Description of Operation of Image Processing Apparatus 101
[0164] Next, with reference to the flowchart in FIG. 11, the image
processing performed by the image processing apparatus 101
(hereinafter referred to as second image processing) will be
described.
[0165] Herein, the second image processing is started when the
image processing apparatus 101 receives the image signal from
outside, for example.
[0166] In steps S41 to S43, processing similar to that of steps S21
to S23 in FIG. 4 is conducted.
[0167] Herein, in step S43, when the sequence determination unit 43
determines that the appearance pattern of the image signal to be
inputted is not the regular sequence (irregular sequence) based on
the plurality of differences D from the difference calculation unit
42, the sequence determination unit 43 supplies the determination
result to the control unit 121.
[0168] The control unit 121 controls the conversion unit 122 and
the frame interpolation unit 46 in accordance with the
determination result from the sequence determination unit 43 to
perform processing of steps S44 and S45.
[0169] That is, in step S44, the conversion unit 122 converts the
image signal of the irregular sequence into the image signal of the
regular sequence in accordance with the control of the control unit
121 and supplies it to the frame interpolation unit 46.
[0170] In step S45, the frame interpolation unit 46 performs the
frame interpolation processing to the image signal from the
conversion unit 122 in accordance with the control of the control
unit 121.
[0171] Moreover, in step S43, when the sequence determination unit
43 determines that the appearance pattern of the image signal to be
inputted is the regular sequence based on the plurality of
differences D from the difference calculation unit 42, the sequence
determination unit 43 supplies the determination result to the
control unit 121.
[0172] The control unit 121 controls the conversion unit 122 and
the frame interpolation unit 46 in accordance with the
determination result from the sequence determination unit 43. The
conversion unit 122 supplies the image signal of the regular
sequence to the frame interpolation unit 46 in accordance with the
control of the control unit 121.
[0173] Moreover, in step S45, the frame interpolation unit 46
performs the frame interpolation processing to the image signal of
the regular sequence from the conversion unit 122 in accordance
with the control of the control unit 121. Herein, for example, the
second image processing is completed when the image signal inputted
to the image processing apparatus 101 is subjected to the image
processing and all the frames including the image signal obtained
by the image processing are outputted.
[0174] As described above, according to the second image
processing, when the appearance pattern of the image signal to be
inputted is the irregular sequence, the image signal to be inputted
is converted into the image signal of the regular sequence.

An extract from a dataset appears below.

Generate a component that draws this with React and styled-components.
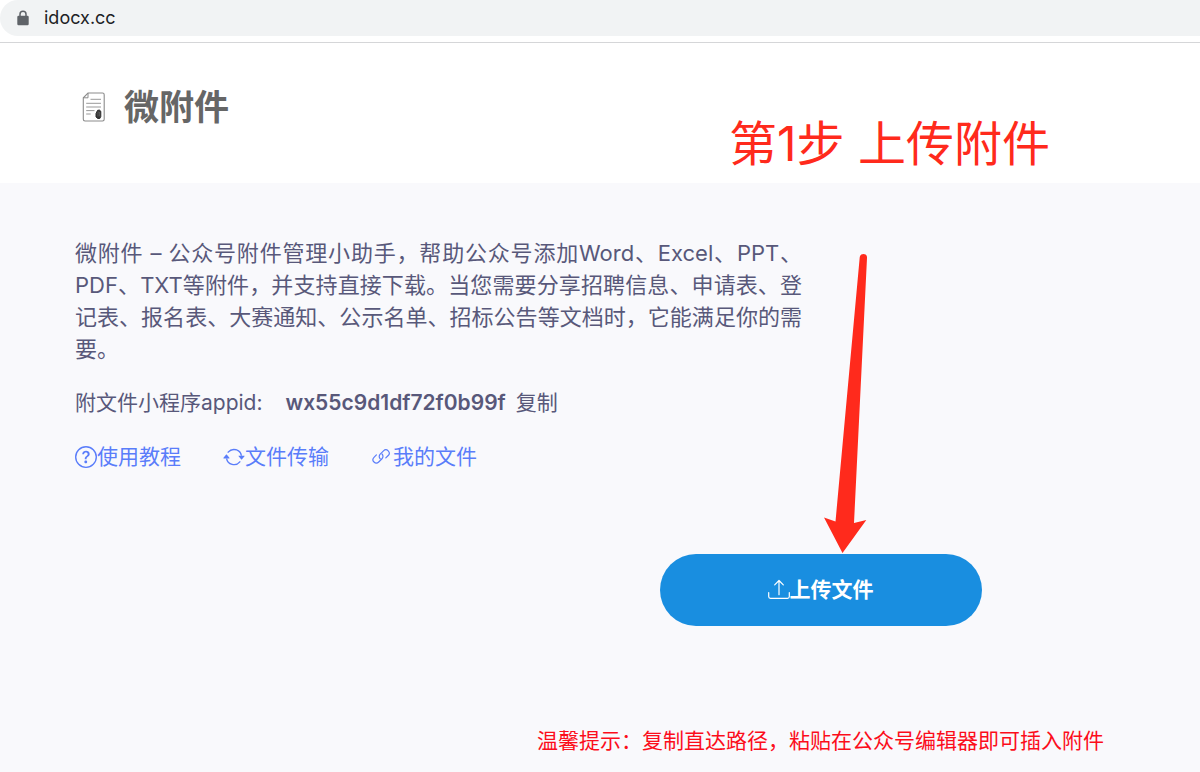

Therefore, for example, the image signal of the irregular sequence
is subjected to the frame interpolation and the like, so that it is
possible to prevent emphasis of the unnatural judder.
3. Third Embodiment
Configuration Example of Image Processing Apparatus 141
[0175] Next, FIG. 12 shows a configuration example of an image
processing apparatus 141 according to a third embodiment.
[0176] Herein, in the image processing apparatus 141, the same
reference numerals are given to components configured in the same
manner as the image processing apparatus 101 shown in FIG. 6, and
therefore, explanation thereof will be omitted below.
[0177] That is, the image processing apparatus 141 is configured in
the same manner as the image processing apparatus 101 shown in FIG.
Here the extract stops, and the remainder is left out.